I’m not sure how much preaching to the sharks Fr Greg will be doing here in Marsfield, but I’m confident he will share in St Anthony’s love for our faith and for the poor, as this is very much at the heart of the Vincentian charism.

Indeed, Fr Greg inherits a parish thoroughly committed to the twin love of God and neighbour in its many groups and ministries: the St Vincent de Paul Society, of course, but also a hospitality group, a book club, a Christian meditation group, an adult education group, a ladies’ club, a men’s club, and more. Truly, this is a vibrant parish! There are many causes to celebrate but not for complacency. We thank God one out of four Catholics in this area is here at Mass on Sunday, which is a good practising rate by the standards of contemporary Sydney and Australia; but we grieve the absence of the other three-quarters, and the others again that do not even know this as their spiritual home. We must ask ourselves, again and again, how we can best reach out to the unconverted and the diverted, and make this the sort of place they will want to be on Sunday.

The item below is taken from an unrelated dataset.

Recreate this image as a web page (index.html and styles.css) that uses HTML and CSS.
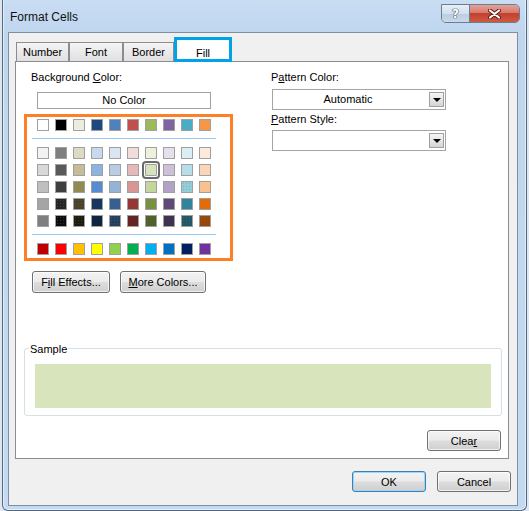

Fr Greg will now be responsible on my behalf for the worship, evangelisation and service in this parish. In his priestly service, he must sanctify you by prayer and sacrament. In his shepherding, he must lead and serve as Christ did. In his prophetic ministry, he must proclaim the Gospel and Church teaching in season and out. But he cannot do this all by himself. Together, priests and people achieve far more than any one of us could do alone. To strengthen Fr Greg for his new task, we now have the formal Rites of Installation of a Parish Priest. They are a useful reminder to us all not just of his mission but yours – the mission of the whole Church. I ask you, of your love for God and neighbour, to keep supporting Fr Greg, as he prays for and serves you.

INTRODUCTION TO MASS FOR 30TH SUNDAY ORDINARY TIME YEAR A +
INSTALLATION OF FR GREG COONEY CM AS PARISH PRIEST OF MARSFIELD
St. Anthony’s Church, Marsfield

Welcome dear parishioners to this morning’s Mass, where I will formally install Fr Greg Cooney CM as your parish priest. Fr Greg is the former Provincial of the Vincentian Fathers and a very experienced leader and pastor. In addition to your soon-to-be-installed parish priest, I acknowledge also Mr Simon Turner, Chair of the Pastoral Council, and the Vincentian Fathers who have for so long led and served here. In witnessing the Rites of Installation of a Parish Priest we will all have a chance to reflect on the various stages of our faith journey. So we begin this Mass by giving thanks for the gift of Catholic faith and repenting of our failures to live it as we ought.